• _Your instructions_:
Take the lines from the top down to and including the one with "import clsx from 'clsx';" and repeat them exactly. Omit images.

BEGIN

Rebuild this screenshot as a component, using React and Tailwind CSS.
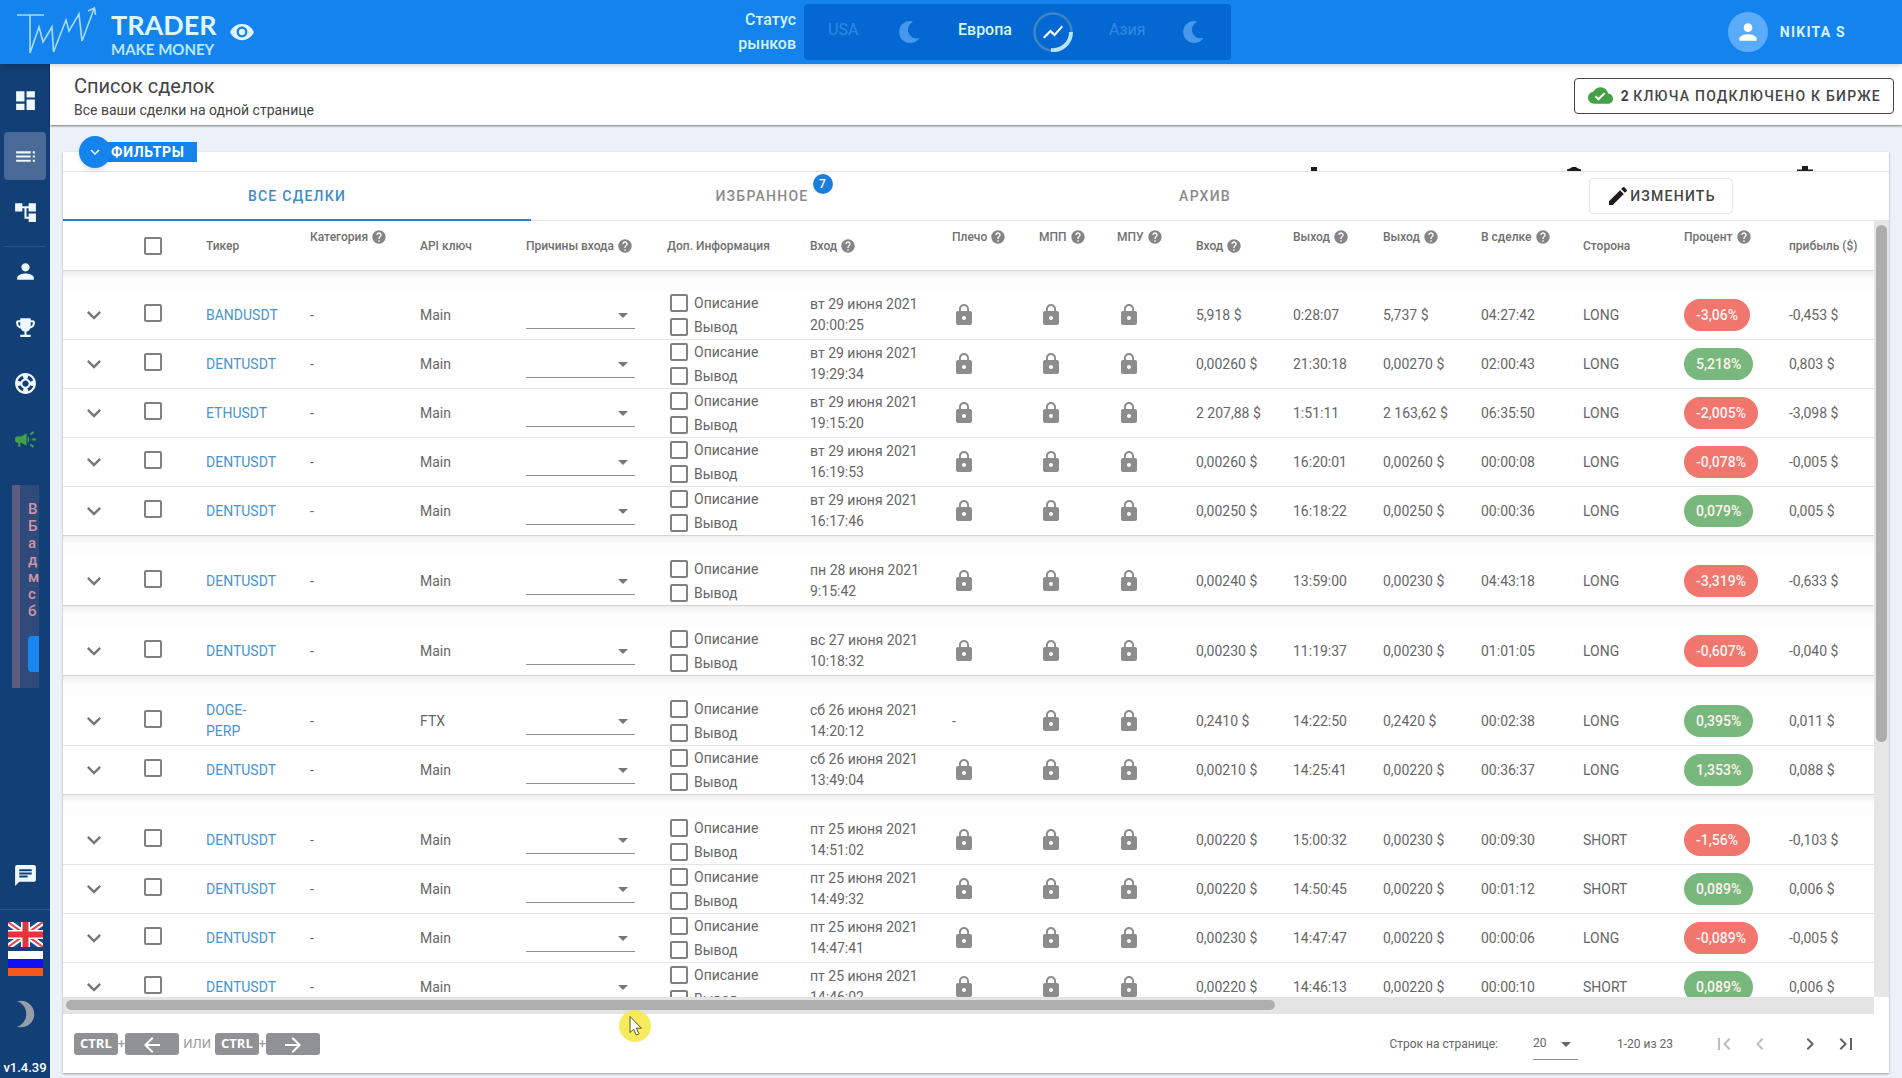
import React from 'react';
import {
  MdDashboard, MdToc, MdAccountTree, MdPerson, MdEmojiEvents, MdSupport, MdCampaign, MdChat,
  MdBrightness3, MdVisibility, MdShowChart, MdCloudDone, MdKeyboardArrowDown, MdEdit, MdHelp, MdLock,
  MdArrowBack, MdArrowForward, MdFirstPage, MdChevronLeft, MdChevronRight, MdLastPage, MdArrowDropDown,
} from 'react-icons/md';
import { FaMoon } from 'react-icons/fa';
import clsx from 'clsx';

const columns = [
  { label: 'Тикер', width: 'w-[104px]' },
  { label: 'Категория', help: true, top: true, width: 'w-[110px]' },
  { label: 'API ключ', width: 'w-[106px]' },
  { label: 'Причины входа', help: true, width: 'w-[141px]' },
  { label: 'Доп. Информация', width: 'w-[143px]' },
  { label: 'Вход', help: true, width: 'w-[142px]' },
  { label: 'Плечо', help: true, top: true, width: 'w-[87px]' },
  { label: 'МПП', help: true, top: true, width: 'w-[78px]' },
  { label: 'МПУ', help: true, top: true, width: 'w-[79px]' },
  { label: 'Вход', help: true, width: 'w-[97px]' },
  { label: 'Выход', help: true, top: true, width: 'w-[90px]' },
  { label: 'Выход', help: true, top: true, width: 'w-[98px]' },
  { label: 'В сделке', help: true, top: true, width: 'w-[102px]' },
  { label: 'Сторона', width: 'w-[101px]' },
  { label: 'Процент', help: true, top: true, width: 'w-[105px]' },
  { label: 'прибыль ($)', width: 'w-[95px]' },
];

// Trades grouped by day
const groups = [
  [
    { ticker: 'BANDUSDT', api: 'Main', date: 'вт 29 июня 2021', time: '20:00:25', entry: '5,918 $', exitTime: '0:28:07', exit: '5,737 $', duration: '04:27:42', side: 'LONG', percent: '-3,06%', profit: '-0,453 $' },
    { ticker: 'DENTUSDT', api: 'Main', date: 'вт 29 июня 2021', time: '19:29:34', entry: '0,00260 $', exitTime: '21:30:18', exit: '0,00270 $', duration: '02:00:43', side: 'LONG', percent: '5,218%', profit: '0,803 $' },
    { ticker: 'ETHUSDT', api: 'Main', date: 'вт 29 июня 2021', time: '19:15:20', entry: '2 207,88 $', exitTime: '1:51:11', exit: '2 163,62 $', duration: '06:35:50', side: 'LONG', percent: '-2,005%', profit: '-3,098 $' },
    { ticker: 'DENTUSDT', api: 'Main', date: 'вт 29 июня 2021', time: '16:19:53', entry: '0,00260 $', exitTime: '16:20:01', exit: '0,00260 $', duration: '00:00:08', side: 'LONG', percent: '-0,078%', profit: '-0,005 $' },
    { ticker: 'DENTUSDT', api: 'Main', date: 'вт 29 июня 2021', time: '16:17:46', entry: '0,00250 $', exitTime: '16:18:22', exit: '0,00250 $', duration: '00:00:36', side: 'LONG', percent: '0,079%', profit: '0,005 $' },
  ],
  [
    { ticker: 'DENTUSDT', api: 'Main', date: 'пн 28 июня 2021', time: '9:15:42', entry: '0,00240 $', exitTime: '13:59:00', exit: '0,00230 $', duration: '04:43:18', side: 'LONG', percent: '-3,319%', profit: '-0,633 $' },
  ],
  [
    { ticker: 'DENTUSDT', api: 'Main', date: 'вс 27 июня 2021', time: '10:18:32', entry: '0,00230 $', exitTime: '11:19:37', exit: '0,00230 $', duration: '01:01:05', side: 'LONG', percent: '-0,607%', profit: '-0,040 $' },
  ],
  [
    { ticker: 'DOGE-PERP', api: 'FTX', date: 'сб 26 июня 2021', time: '14:20:12', leverage: '-', entry: '0,2410 $', exitTime: '14:22:50', exit: '0,2420 $', duration: '00:02:38', side: 'LONG', percent: '0,395%', profit: '0,011 $' },
    { ticker: 'DENTUSDT', api: 'Main', date: 'сб 26 июня 2021', time: '13:49:04', entry: '0,00210 $', exitTime: '14:25:41', exit: '0,00220 $', duration: '00:36:37', side: 'LONG', percent: '1,353%', profit: '0,088 $' },
  ],
  [
    { ticker: 'DENTUSDT', api: 'Main', date: 'пт 25 июня 2021', time: '14:51:02', entry: '0,00220 $', exitTime: '15:00:32', exit: '0,00230 $', duration: '00:09:30', side: 'SHORT', percent: '-1,56%', profit: '-0,103 $' },
    { ticker: 'DENTUSDT', api: 'Main', date: 'пт 25 июня 2021', time: '14:49:32', entry: '0,00220 $', exitTime: '14:50:45', exit: '0,00220 $', duration: '00:01:12', side: 'SHORT', percent: '0,089%', profit: '0,006 $' },
    { ticker: 'DENTUSDT', api: 'Main', date: 'пт 25 июня 2021', time: '14:47:41', entry: '0,00230 $', exitTime: '14:47:47', exit: '0,00220 $', duration: '00:00:06', side: 'LONG', percent: '-0,089%', profit: '-0,005 $' },
    { ticker: 'DENTUSDT', api: 'Main', date: 'пт 25 июня 2021', time: '14:46:02', entry: '0,00220 $', exitTime: '14:46:13', exit: '0,00220 $', duration: '00:00:10', side: 'SHORT', percent: '0,089%', profit: '0,006 $' },
  ],
];

const checkboxClass = 'block size-[18px] shrink-0 appearance-none rounded-[2px] border-2 border-[#808080] bg-white';

function Logo() {
  return (
    <a href="#" aria-label="Trader Make Money" className="flex items-center gap-3.5">
      <svg width="80" height="50" viewBox="0 0 80 50" fill="none" stroke="#a9dcff" strokeWidth="1.6">
        <path d="M0 8h27M13 8v38l9-26 4 15 9-15 1.500 25L49 13l3 11L62 7l3 27L77 2" />
        <path d="M71 4l6.500-3 1 7" />
      </svg>
      <span className="flex flex-col pt-1 font-['Lato'] font-bold text-[#dff6ff]">
        <span className="text-[27px] leading-7">TRADER</span>
        <span className="mt-0.5 text-[15px] leading-4 text-[#b9e8ff]">MAKE MONEY</span>
      </span>
    </a>
  );
}

function MarketStatus() {
  return (
    <div className="flex items-center gap-2 text-base font-medium">
      <p className="w-20 text-right leading-6 text-[#d3f2ff]">Статус рынков</p>
      <div className="flex h-14 w-[427px] items-center rounded bg-[#0368d2]">
        <span className="ml-6 w-[70px] pb-1 font-normal text-[#3388e4]">USA</span>
        <FaMoon size={22} className="text-[#4798ec]" />
        <span className="ml-[38px] w-[75px] pb-1 text-[#d8f6ff]">Европа</span>
        <span className="relative grid size-10 place-items-center text-white">
          <svg className="absolute inset-0" width="40" height="40" viewBox="0 0 40 40" fill="none">
            <circle cx="20" cy="20" r="18.500" stroke="#3f85c6" strokeWidth="2.500" />
            <path d="M38 20A18 18 0 0 1 18 38" stroke="#b5e6ff" strokeWidth="4" />
          </svg>
          <MdShowChart size={24} />
        </span>
        <span className="ml-9 w-[73px] pb-1 font-normal text-[#3388e4]">Азия</span>
        <FaMoon size={22} className="text-[#4798ec]" />
      </div>
    </div>
  );
}

function TopBar() {
  return (
    <header className="relative z-20 flex h-16 shrink-0 items-center bg-[#1583ee] shadow-md">
      <div className="flex flex-[716] items-center gap-3">
        <div className="pl-[17px]"><Logo /></div>
        <button aria-label="Скрыть суммы" className="text-[#dff6ff]"><MdVisibility size={26} /></button>
      </div>
      <MarketStatus />
      <div className="flex flex-[671] justify-end">
        <div className="flex items-center gap-3 pr-14 text-sm font-bold tracking-[0.0892857em] text-[#d8f2ff]">
          <span className="grid size-10 place-items-center rounded-full bg-[#5aacfb] text-white"><MdPerson size={26} /></span>
          NIKITA S
        </div>
      </div>
    </header>
  );
}

function NavItem({ icon: Icon, label, active, className }) {
  return (
    <a
      href="#"
      aria-label={label}
      className={clsx('mx-1 grid h-12 place-items-center rounded', active && 'bg-[#4a6a97]', className)}
    >
      <Icon size={25} />
    </a>
  );
}

function Flags() {
  return (
    <div className="flex flex-col items-center gap-1">
      <button aria-label="English">
        <svg width="35" height="25" viewBox="0 0 35 25">
          <path d="M0 0h35v25H0z" fill="#174a8c" />
          <path d="M0 0l35 25M35 0L0 25" stroke="#fff" strokeWidth="6" />
          <path d="M0 0l35 25M35 0L0 25" stroke="#e5434f" strokeWidth="2" />
          <path d="M17.500 0v25M0 12.500h35" stroke="#fff" strokeWidth="9" />
          <path d="M17.500 0v25M0 12.500h35" stroke="#e8323f" strokeWidth="6" />
        </svg>
      </button>
      <button aria-label="Русский" className="flex h-[25px] w-[35px] flex-col">
        <span className="w-full flex-1 bg-white" />
        <span className="w-full flex-1 bg-[#1010f0]" />
        <span className="w-full flex-1 bg-[#f4581f]" />
      </button>
    </div>
  );
}

function Sidebar() {
  return (
    <nav className="flex w-[50px] shrink-0 flex-col bg-[#123f75] pt-3 text-[#eef8ff]">
      <div className="flex flex-col gap-2">
        <NavItem icon={MdDashboard} label="Панель" />
        <NavItem icon={MdToc} label="Сделки" active />
        <NavItem icon={MdAccountTree} label="Стратегии" />
      </div>
      <hr className="mx-1 mt-2.5 border-[#2a5488]" />
      <div className="flex flex-col gap-2">
        <NavItem icon={MdPerson} label="Профиль" />
        <NavItem icon={MdEmojiEvents} label="Рейтинг" />
        <NavItem icon={MdSupport} label="Помощь" />
        <NavItem icon={MdCampaign} label="Новости" className="text-[#43a047]" />
      </div>
      <div className="mt-[22px] mr-[11px] ml-3 border-l-8 border-[#5d5c80] bg-[#2f4a7b] py-4 pl-2">
        <p className="flex flex-col overflow-hidden text-[15px] leading-[17px] font-medium text-[#d294a4]">
          {['В', 'Б', 'а', 'д', 'м', 'с', 'б'].map((letter, i) => <span key={i}>{letter}</span>)}
        </p>
        <button aria-label="Подробнее" className="mt-4 block h-9 w-full rounded-l-sm bg-[#1a86f0]" />
      </div>
      <NavItem icon={MdChat} label="Чат" className="mt-auto" />
      <hr className="mt-2.5 mb-3 border-[#2a5488]" />
      <Flags />
      <button aria-label="Тёмная тема" className="mx-auto mt-[22px] text-[#969da6]"><MdBrightness3 size={32} /></button>
      <p className="mt-[30px] mb-0.5 text-center text-[13px] leading-4 font-medium text-white">v1.4.39</p>
    </nav>
  );
}

function PageHeader() {
  return (
    <div className="relative z-10 flex h-[61px] shrink-0 items-center justify-between bg-white pt-0.5 pr-2 pl-6 text-[#454545] shadow-[0_1px_2px_rgba(0,0,0,0.5)]">
      <div>
        <h1 className="text-xl leading-7">Список сделок</h1>
        <p className="text-sm leading-5">Все ваши сделки на одной странице</p>
      </div>
      <button className="flex h-9 items-center gap-2 rounded border border-[#444] pr-3 pl-[13px] text-sm font-medium tracking-[0.0892857em]">
        <MdCloudDone size={25} className="text-[#43a047]" />
        <span className="flex gap-[3px]"><b>2</b>КЛЮЧА ПОДКЛЮЧЕНО К БИРЖЕ</span>
      </button>
    </div>
  );
}

function FilterStrip() {
  return (
    <div className="relative h-5 shrink-0 border-b border-[#e4e4e4]">
      <button className="absolute -top-4 left-4 flex items-center text-sm font-bold tracking-wider text-white">
        <span className="z-10 grid size-8 place-items-center rounded-full bg-[#1583ee] shadow-md"><MdKeyboardArrowDown size={18} /></span>
        <span className="-ml-4 bg-[#1583ee] pr-3 pl-4 leading-5">ФИЛЬТРЫ</span>
      </button>
      <div className="flex h-full items-end justify-end pr-[76px] text-[#1c1c1c]">
        <svg className="mr-[244px]" width="16" height="5" viewBox="0 0 16 5"><path d="M5 1h6v4H5z" fill="currentColor" /></svg>
        <svg className="mr-[215px]" width="16" height="5" viewBox="0 0 16 5"><path d="M1 5V3.500L5 2l1-1h4l1 1 4 1.500V5z" fill="currentColor" /></svg>
        <svg width="16" height="5" viewBox="0 0 16 5"><path d="M0 5V3.500h5V0h6v3.500h5V5z" fill="currentColor" /></svg>
      </div>
    </div>
  );
}

function Tabs() {
  const tab = 'flex items-center justify-center';
  return (
    <div className="flex h-[49px] shrink-0 border-b border-[#e4e4e4] text-sm font-medium tracking-[0.0892857em] text-[#8a8a8a]">
      <button className={clsx(tab, '-mb-px flex-[468] border-b-2 border-[#2a7fd0] text-[#3b8ccc]')}>ВСЕ СДЕЛКИ</button>
      <button className={clsx(tab, 'flex-[462]')}>
        <span className="relative">
          ИЗБРАННОЕ
          <span className="absolute -top-3 left-full ml-1 grid size-5 place-items-center rounded-full bg-[#1c7ddb] text-xs tracking-normal text-white">7</span>
        </span>
      </button>
      <button className={clsx(tab, 'flex-[424]')}>АРХИВ</button>
      <div className={clsx(tab, 'flex-[472]')}>
        <button className="ml-4 flex h-9 items-center rounded border border-[#e4e4e4] px-4 tracking-[0.0892857em] text-[#444]">
          <MdEdit size={24} className="text-[#1c1c1c]" />
          ИЗМЕНИТЬ
        </button>
      </div>
    </div>
  );
}

function Lock() {
  return <MdLock size={24} className="text-[#8c8c8c]" />;
}

function TradeRow({ trade, id, last }) {
  const lost = trade.percent.startsWith('-');
  return (
    <tr className={clsx('h-[49px] *:border-b *:px-2.5', last ? '*:border-[#d4d4d4]' : '*:border-[#e6e6e6]')}>
      <td>
        <button aria-label="Развернуть" className="ml-[7px] block text-[#777]"><MdKeyboardArrowDown size={28} /></button>
      </td>
      <td>
        <input type="checkbox" aria-label={`Выбрать ${trade.ticker}`} className={clsx(checkboxClass, 'mb-1')} />
      </td>
      <td><a href="#" className="block w-[72px] text-[#4a93cf]">{trade.ticker}</a></td>
      <td>-</td>
      <td>{trade.api}</td>
      <td>
        <div className="relative w-[109px]">
          <select aria-label="Причины входа" className="block h-7 w-full appearance-none border-b border-[#8f8f8f]">
            <option></option>
          </select>
          <MdArrowDropDown size={24} className="pointer-events-none absolute top-0.5 right-0 text-[#777]" />
        </div>
      </td>
      <td>
        {['Описание', 'Вывод'].map((label) => (
          <div key={label} className="flex h-6 items-center gap-1.5 pl-[3px]">
            <input id={`${id}-${label}`} type="checkbox" className={checkboxClass} />
            <label htmlFor={`${id}-${label}`}>{label}</label>
          </div>
        ))}
      </td>
      <td className="whitespace-nowrap">{trade.date}<br />{trade.time}</td>
      <td>{trade.leverage || <Lock />}</td>
      <td><Lock /></td>
      <td><Lock /></td>
      <td className="whitespace-nowrap">{trade.entry}</td>
      <td>{trade.exitTime}</td>
      <td className="whitespace-nowrap">{trade.exit}</td>
      <td>{trade.duration}</td>
      <td>{trade.side}</td>
      <td>
        <span className={clsx('inline-flex h-8 items-center rounded-full px-3 align-middle font-medium text-[#fff3f0]', lost ? 'bg-[#f1766e]' : 'bg-[#79b87d]')}>
          {trade.percent}
        </span>
      </td>
      <td className="whitespace-nowrap">{trade.profit}</td>
    </tr>
  );
}

function TradesTable() {
  return (
    <table className="w-full table-fixed border-separate border-spacing-0 text-left text-sm leading-[21px] text-[#666]">
      <thead>
        <tr className="h-[49px] text-xs leading-4 text-[#707070] *:px-2.5">
          <th className="w-[71px]" />
          <th className="w-[62px]">
            <input type="checkbox" aria-label="Выбрать все" className={checkboxClass} />
          </th>
          {columns.map((col, i) => (
            <th key={i} className={clsx('font-medium whitespace-nowrap', col.width, col.top ? 'pt-2 align-top' : 'align-middle')}>
              <span className="inline-flex items-center gap-[3px]">
                {col.label}
                {col.help && <MdHelp size={16} className="text-[#858585]" />}
              </span>
            </th>
          ))}
        </tr>
      </thead>
      {groups.map((trades, g) => (
        <tbody key={g}>
          <tr className="h-[21px]">
            <td colSpan={18} className={clsx('bg-linear-to-b to-[#fdfdfd] to-40%', g === 0 ? 'border-t border-[#dcdcdc] from-[#ececec]' : 'from-[#efefef]')} />
          </tr>
          {trades.map((trade, i) => (
            <TradeRow key={i} id={`trade-${g}-${i}`} trade={trade} last={i === trades.length - 1} />
          ))}
        </tbody>
      ))}
    </table>
  );
}

function Key({ children }) {
  return <kbd className="grid h-[22px] place-items-center rounded-[3px] bg-[#8f9193] px-1.5 font-['Open_Sans'] text-[13px] font-bold text-white">{children}</kbd>;
}

function ArrowKey({ icon: Icon }) {
  return <kbd className="grid h-[22px] w-[54px] place-items-center rounded-[3px] bg-[#8f9193] text-white"><Icon size={24} /></kbd>;
}

function TableFooter() {
  return (
    <footer className="flex h-[59px] shrink-0 items-center justify-between pr-[31px] pl-[11px] text-xs text-[#666]">
      <div className="flex items-center text-[13px] text-[#999]">
        <Key>CTRL</Key>+<ArrowKey icon={MdArrowBack} />
        <span className="mx-1">ИЛИ</span>
        <Key>CTRL</Key>+<ArrowKey icon={MdArrowForward} />
      </div>
      <div className="flex items-center">
        <label htmlFor="page-size">Строк на странице:</label>
        <span className="relative ml-[35px]">
          <select id="page-size" className="block h-8 w-[45px] appearance-none border-b border-[#8f8f8f]">
            <option>20</option>
          </select>
          <MdArrowDropDown size={24} className="pointer-events-none absolute top-1 right-0" />
        </span>
        <span className="mx-[39px]">1-20 из 23</span>
        <div className="flex items-center gap-3">
          <button disabled aria-label="Первая" className="text-[#bdbdbd]"><MdFirstPage size={24} /></button>
          <button disabled aria-label="Назад" className="text-[#bdbdbd]"><MdChevronLeft size={24} /></button>
          <button aria-label="Вперёд" className="ml-3.5"><MdChevronRight size={24} /></button>
          <button aria-label="Последняя"><MdLastPage size={24} /></button>
        </div>
      </div>
    </footer>
  );
}

export default function App() {
  return (
    <div className="flex h-screen flex-col overflow-hidden bg-[#ecf1f9] font-['Roboto',sans-serif]">
      <TopBar />
      <div className="flex min-h-0 flex-1">
        <Sidebar />
        <main className="flex min-w-0 flex-1 flex-col">
          <PageHeader />
          <div className="flex min-h-0 flex-1 flex-col px-[13px] pt-[27px] pb-[5px]">
            <section className="flex min-h-0 flex-1 flex-col bg-white shadow-[0_1px_2px_rgba(0,0,0,0.35)]">
              <FilterStrip />
              <Tabs />
              <div className="flex min-h-0 flex-1">
                <div className="min-w-0 flex-1 overflow-hidden"><TradesTable /></div>
                <div className="w-[15px] bg-[#e6e6e6] px-0.5 pt-1">
                  <div className="h-[67%] rounded-full bg-[#adadad]" />
                </div>
              </div>
              <div className="mr-[15px] flex h-[17px] shrink-0 bg-[#e4e4e4] px-[3px] pt-[3px]">
                <div className="h-2.5 w-[67%] rounded-full bg-[#aeaeae]" />
              </div>
              <TableFooter />
            </section>
          </div>
        </main>
      </div>

      {/* Mouse pointer with its highlight */}
      <svg className="pointer-events-none fixed top-[1010px] left-[619px] z-30" width="32" height="32" viewBox="0 0 32 32">
        <circle cx="16" cy="16" r="16" fill="#f6e84b" fillOpacity="0.900" />
        <path d="M11 6.500v16l3.700-3.300 2.600 5.800 2.700-1.200-2.600-5.600h5z" fill="#fff" stroke="#5a5520" strokeWidth="1" />
      </svg>
    </div>
  );
}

END

• _Task output_:
Rebuild this screenshot as a component, using React and Tailwind CSS.
import React from 'react';
import {
  MdDashboard, MdToc, MdAccountTree, MdPerson, MdEmojiEvents, MdSupport, MdCampaign, MdChat,
  MdBrightness3, MdVisibility, MdShowChart, MdCloudDone, MdKeyboardArrowDown, MdEdit, MdHelp, MdLock,
  MdArrowBack, MdArrowForward, MdFirstPage, MdChevronLeft, MdChevronRight, MdLastPage, MdArrowDropDown,
} from 'react-icons/md';
import { FaMoon } from 'react-icons/fa';
import clsx from 'clsx';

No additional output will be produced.